With the passage of time and his persistence, not only the district administration but the former royal family of Jodhpur began to support Goswami’s green endeavour. The administrat ion provided him not only a water connection but also arranged a special tanker for him to store water and use at his convenience. The Jodhpur royals sent two of their staff members to help Goswami with his work.

By 1995, under a special scheme of ‘30 Districts, 30 Tasks’, the district administration ensured that over 22 hectares of land adjacent to Mehrangarh fort was fenced so that all trees and plants that Goswami was trying to grow in the area could be protected. In a few years, thousands of trees began to come up in the area of about 15 hectares close to the fort. With the trees providing much-needed shade and shelter for everyone and fruits and flowers coming up in the area, Goswami’s efforts soon began to be appreciated. Today, this vital ‘green lung’ of Jodhpur is hailed as an impressive feat.

Before he retired in 2006, Goswami also played a critical role in the creation of a herbal park in about 7 hectares of dry land near the walled city area. The park now has turned into a lush green area with over 1,200 different kinds of plants which include around 130 types of medicinal plants. “The area we turned into a herbal park was an entry point for land grabbers and encroachers. Today it is a well-protected green area which attracts over 150 species of birds in the winters,” says Goswami.
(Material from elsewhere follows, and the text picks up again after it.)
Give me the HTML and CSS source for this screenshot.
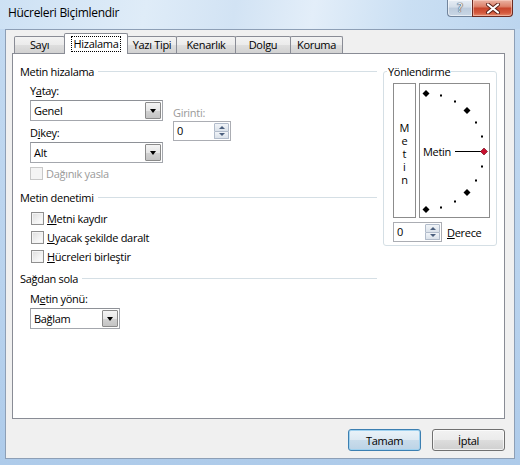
FILE: index.html
```html
<!DOCTYPE html>
<html lang="tr">
<head>
<meta charset="utf-8">
<title>Hücreleri Biçimlendir</title>
<link rel="stylesheet" href="styles.css">
</head>
<body>
<div class="window">
  <div class="titlebar">
    <span class="title">Hücreleri Biçimlendir</span>
    <div class="caps">
      <div class="cap help"><span>?</span></div>
      <div class="cap close">
        <svg width="16" height="11" viewBox="0 0 16 11"><path d="M3 1.5 L13 9.5 M13 1.5 L3 9.5" stroke="#5a2018" stroke-width="4" stroke-linecap="round"/><path d="M3 1.5 L13 9.5 M13 1.5 L3 9.5" stroke="#ffffff" stroke-width="2.2" stroke-linecap="round"/></svg>
      </div>
    </div>
  </div>
  <div class="client">
    <div class="tabs">
      <div class="tab t1">Sayı</div>
      <div class="tab active"><span class="focus">Hizalama</span></div>
      <div class="tab t3">Yazı Tipi</div>
      <div class="tab t4">Kenarlık</div>
      <div class="tab t5">Dolgu</div>
      <div class="tab t6">Koruma</div>
    </div>
    <div class="panel">
      <div class="leftcol">
        <div class="gtitle">Metin hizalama</div>
        <div class="align-row">
          <div class="subcol">
            <div class="lbl">Y<u>a</u>tay:</div>
            <div class="select sel-wide"><span class="val">Genel</span><span class="arrow"><i></i></span></div>
            <div class="lbl lbl-gap">D<u>i</u>key:</div>
            <div class="select sel-wide"><span class="val">Alt</span><span class="arrow"><i></i></span></div>
            <div class="check disabled first"><span class="box"></span><span>Dağınık yasla</span></div>
          </div>
          <div class="subcol indent">
            <div class="lbl dis">Girinti:</div>
            <div class="spin spin-indent"><span class="val">0</span><span class="spinbtns"><span class="sb up"><i></i></span><span class="sb down"><i></i></span></span></div>
          </div>
        </div>
        <div class="gtitle g2">Metin denetimi</div>
        <div class="checks">
          <div class="check"><span class="box"></span><span><u>M</u>etni kaydır</span></div>
          <div class="check"><span class="box"></span><span><u>U</u>yacak şekilde daralt</span></div>
          <div class="check"><span class="box"></span><span><u>H</u>ücreleri birleştir</span></div>
        </div>
        <div class="gtitle g3">Sağdan sola</div>
        <div class="rtl">
          <div class="lbl">M<u>e</u>tin yönü:</div>
          <div class="select sel-narrow"><span class="val">Bağlam</span><span class="arrow"><i></i></span></div>
        </div>
      </div>
      <fieldset class="orient">
        <legend>Yönlendirme</legend>
        <div class="orient-body">
          <div class="boxes">
            <div class="vtext"><span class="vword">Metin</span></div>
            <div class="dial">
              <svg width="69" height="133" viewBox="0 0 69 133">
                <g fill="#000">
                  <polygon points="6,6 9.5,9.5 6,13 2.5,9.5"/>
                  <rect x="20" y="10.5" width="2" height="2"/>
                  <rect x="34" y="16.5" width="2" height="2"/>
                  <polygon points="47,23 50.5,26.5 47,30 43.5,26.5"/>
                  <rect x="55" y="37.5" width="2" height="2"/>
                  <rect x="61" y="51.5" width="2" height="2"/>
                  <rect x="61" y="81.5" width="2" height="2"/>
                  <rect x="55" y="95.5" width="2" height="2"/>
                  <polygon points="47,105 50.5,108.5 47,112 43.5,108.5"/>
                  <rect x="34" y="116.5" width="2" height="2"/>
                  <rect x="20" y="122.5" width="2" height="2"/>
                  <polygon points="6,122 9.5,125.5 6,129 2.5,125.5"/>
                </g>
                <rect x="35" y="67" width="27" height="1" fill="#000"/>
                <polygon points="64,64 67.5,67.5 64,71 60.5,67.5" fill="#c8102e" stroke="#6a0010" stroke-width="0.6"/>
              </svg>
              <span class="dial-label">Metin</span>
            </div>
          </div>
          <div class="deg-row">
            <div class="spin spin-deg"><span class="val">0</span><span class="spinbtns"><span class="sb up"><i></i></span><span class="sb down"><i></i></span></span></div>
            <span class="deg-lbl"><u>D</u>erece</span>
          </div>
        </div>
      </fieldset>
    </div>
    <div class="actions">
      <button class="btn default">Tamam</button>
      <button class="btn">İptal</button>
    </div>
  </div>
</div>
</body>
</html>
```
FILE: styles.css
```css
* { box-sizing: border-box; }
html, body { margin: 0; padding: 0; }
body {
  width: 520px;
  height: 465px;
  overflow: hidden;
  font-family: "Open Sans", "Noto Sans", sans-serif;
  font-size: 11px;
  letter-spacing: -0.3px;
  color: #000;
}
u { text-decoration: underline; text-underline-offset: 1px; }

.window {
  width: 520px;
  height: 465px;
  display: flex;
  flex-direction: column;
  background: linear-gradient(180deg, #c3daf1 0%, #b9d3ee 60%, #aecbea 100%);
}

.titlebar {
  height: 29px;
  flex: none;
  display: flex;
  justify-content: space-between;
  align-items: flex-start;
  background: linear-gradient(100deg, #cde1f4 0%, #dfecf8 28%, #d2e3f4 45%, #e3eef9 60%, #cadff3 78%, #bcd5ef 100%);
}
.title {
  padding: 5px 0 0 8px;
  font-size: 12px;
  line-height: 15px;
  color: #000;
}
.caps { display: flex; margin-right: 7px; }
.cap { height: 17px; display: flex; align-items: center; justify-content: center; }
.help {
  width: 25px;
  border: 1px solid #71849c;
  border-top: none;
  border-right: none;
  border-radius: 0 0 0 4px;
  background: linear-gradient(180deg, #e6edf5 0%, #d3dde8 45%, #bccbdc 50%, #c9d7e5 100%);
  box-shadow: inset 0 0 0 1px rgba(255,255,255,0.55);
}
.help span {
  font-family: "DejaVu Sans", sans-serif;
  font-size: 12px;
  line-height: 12px;
  letter-spacing: 0;
  color: #f4f6f9;
  text-shadow: 0 0 1px #3f4d5e, 0 0 1px #3f4d5e, 0 0 1px #3f4d5e;
}
.close {
  width: 41px;
  border: 1px solid #6b2a22;
  border-top: none;
  border-radius: 0 0 4px 0;
  background: linear-gradient(180deg, #eab3a3 0%, #dd826b 40%, #c8472d 52%, #d4593e 80%, #e48c6e 100%);
  box-shadow: inset 0 0 0 1px rgba(255,220,210,0.5);
}

.client {
  flex: 1;
  margin: 0 5px 6px 5px;
  background: #f0f0f0;
  border: 1px solid #8d9fb6;
  padding: 3px 9px 7px 6px;
  display: flex;
  flex-direction: column;
}

.tabs {
  height: 21px;
  flex: none;
  display: flex;
  align-items: flex-end;
  padding-left: 2px;
  margin-bottom: -1px;
  position: relative;
  z-index: 1;
}
.tab {
  height: 17px;
  margin-bottom: 1px;
  margin-right: -1px;
  line-height: 15px;
  text-align: center;
  border: 1px solid #898c95;
  border-bottom: none;
  border-radius: 2px 2px 0 0;
  background: linear-gradient(180deg, #f3f3f3 0%, #ebebeb 50%, #dedede 51%, #d2d2d2 100%);
  white-space: nowrap;
}
.t1 { width: 51px; margin-right: 0; }
.t3 { width: 50px; }
.t4 { width: 60px; }
.t5 { width: 56px; }
.t6 { width: 53px; }
.tab.active {
  width: 64px;
  height: 21px;
  margin: 0 -1px 0 -1px;
  padding-top: 2px;
  background: #fff;
  position: relative;
  z-index: 2;
}
.focus {
  display: inline-block;
  outline: 1px dotted #000;
  outline-offset: 0;
  padding: 0 2px;
  line-height: 14px;
}

.panel {
  height: 366px;
  flex: none;
  border: 1px solid #898c95;
  background: #fff;
  display: flex;
  gap: 6px;
  padding: 10px 7px 0 7px;
}

.leftcol { width: 357px; flex: none; }
.gtitle {
  height: 15px;
  line-height: 15px;
  display: flex;
  align-items: center;
  gap: 4px;
  white-space: nowrap;
}
.gtitle::after {
  content: "";
  flex: 1;
  height: 1px;
  background: #d5dfe5;
}
.g2 { margin-top: 9px; }
.g3 { margin-top: 7px; }

.lbl { height: 15px; line-height: 15px; white-space: nowrap; }
.lbl.dis { color: #9a9a9a; }

.align-row { display: flex; margin-top: 4px; padding-left: 10px; gap: 10px; }
.subcol { display: flex; flex-direction: column; }
.select { margin-top: 2px; }
.lbl-gap { margin-top: 4px; }
.indent .lbl { margin-top: 22px; }
.indent .spin { margin-top: 1px; }

.select {
  height: 21px;
  display: flex;
  align-items: stretch;
  border: 1px solid #a4a7ad;
  border-top-color: #8e9197;
  background: #fff;
}
.sel-wide { width: 133px; }
.sel-narrow { width: 90px; }
.select .val { flex: 1; padding-left: 3px; line-height: 19px; }
.select .arrow {
  width: 16px;
  margin: 1px;
  border: 1px solid #8a8a8a;
  border-radius: 1px;
  background: linear-gradient(180deg, #f4f4f4 0%, #e6e6e6 50%, #d2d2d2 51%, #c4c4c4 100%);
  display: flex;
  align-items: center;
  justify-content: center;
}
.select .arrow i {
  width: 0;
  height: 0;
  border-left: 3.5px solid transparent;
  border-right: 3.5px solid transparent;
  border-top: 4px solid #000;
}

.spin {
  height: 20px;
  display: flex;
  border: 1px solid #abadb3;
  background: #fff;
}
.spin-indent { width: 58px; }
.spin-deg { width: 49px; }
.spin .val { flex: 1; padding-left: 3px; line-height: 18px; }
.spinbtns { width: 16px; display: flex; flex-direction: column; padding: 1px 1px 1px 0; }
.sb {
  flex: 1;
  border: 1px solid #b2bccb;
  background: linear-gradient(180deg, #f1f4f8 0%, #dbe2ea 100%);
  display: flex;
  align-items: center;
  justify-content: center;
}
.sb.up { border-radius: 1px 1px 0 0; }
.sb.down { border-radius: 0 0 1px 1px; border-top: none; }
.sb i { width: 0; height: 0; border-left: 3px solid transparent; border-right: 3px solid transparent; }
.sb.up i { border-bottom: 3px solid #4c607e; }
.sb.down i { border-top: 3px solid #4c607e; }

.check {
  height: 15px;
  display: flex;
  align-items: center;
  gap: 3px;
  white-space: nowrap;
}
.check .box {
  width: 13px;
  height: 13px;
  border: 1px solid #8f8f8f;
  background: linear-gradient(135deg, #dcdcdc 0%, #f3f3f3 60%, #ffffff 100%);
  box-shadow: inset 0 0 0 1px #f4f4f4;
}
.check.disabled { color: #9a9a9a; }
.check.disabled .box { border-color: #c8c8c8; background: #f4f4f4; box-shadow: none; }
.check.first { margin-top: 3px; }

.checks { display: flex; flex-direction: column; gap: 4px; margin-top: 6px; padding-left: 11px; }
.rtl { margin-top: 5px; padding-left: 10px; }

.orient {
  width: 114px;
  height: 182px;
  margin: 0;
  padding: 0;
  border: 1px solid #d5dfe5;
  border-radius: 3px;
  min-width: 0;
}
.orient legend {
  margin-left: 3px;
  padding: 0 1px;
  line-height: 15px;
}
.orient-body { padding: 4px 6px 0 9px; }
.boxes { display: flex; gap: 3px; height: 135px; }
.vtext {
  width: 23px;
  border: 1px solid #8c8c8c;
  display: flex;
  align-items: center;
  justify-content: center;
  padding-top: 3px;
}
.vword {
  writing-mode: vertical-lr;
  text-orientation: upright;
  letter-spacing: -2px;
  line-height: 13px;
}
.dial {
  width: 71px;
  border: 1px solid #8c8c8c;
  position: relative;
}
.dial svg { display: block; }
.dial-label {
  position: absolute;
  left: 3px;
  top: 60px;
  line-height: 15px;
}
.deg-row { display: flex; align-items: center; gap: 5px; margin-top: 4px; }

.actions {
  display: flex;
  justify-content: flex-end;
  gap: 11px;
  margin-top: 10px;
}
.btn {
  width: 73px;
  height: 22px;
  font-family: inherit;
  font-size: 11px;
  letter-spacing: -0.3px;
  color: #000;
  padding: 0;
  border: 1px solid #707070;
  border-radius: 3px;
  background: linear-gradient(180deg, #f2f2f2 0%, #ebebeb 50%, #dddddd 51%, #cfcfcf 100%);
  box-shadow: inset 0 0 0 1px rgba(255,255,255,0.7);
}
.btn.default {
  border-color: #3c7fb1;
  background: linear-gradient(180deg, #eaf3f9 0%, #dde9f2 50%, #c9dceb 51%, #bcd3e6 100%);
  box-shadow: inset 0 0 0 1px #9fd1ef;
}
```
The transformed 22 hectares of the dry and barren area now has over 50,000 trees, a special attraction for tourists. “Some of the wildlife has also returned. Nearly 200 types of birds come here, offering a paradise for bird-lovers. We also have 70 types of grass and 130 types of medicinal plants,” says Goswami.

Goswami has paid a heavy price for his mission. Several years ago when he was transferred to Jalore district, he had given his elder son Pramod the duty to carry on with his mission. Sadly, while spraying pesticides, Pramod who was standing against the wind, ended up inhaling so much of the chemicals that he immediately collapsed and died.

“I was shattered and thought of giving up. But then I thought I have lost one son but what about the thousands of sons that I have planted and grown? So I decided that I must continue to take care of my plants. I see my son’s image in them. I will always protect them.”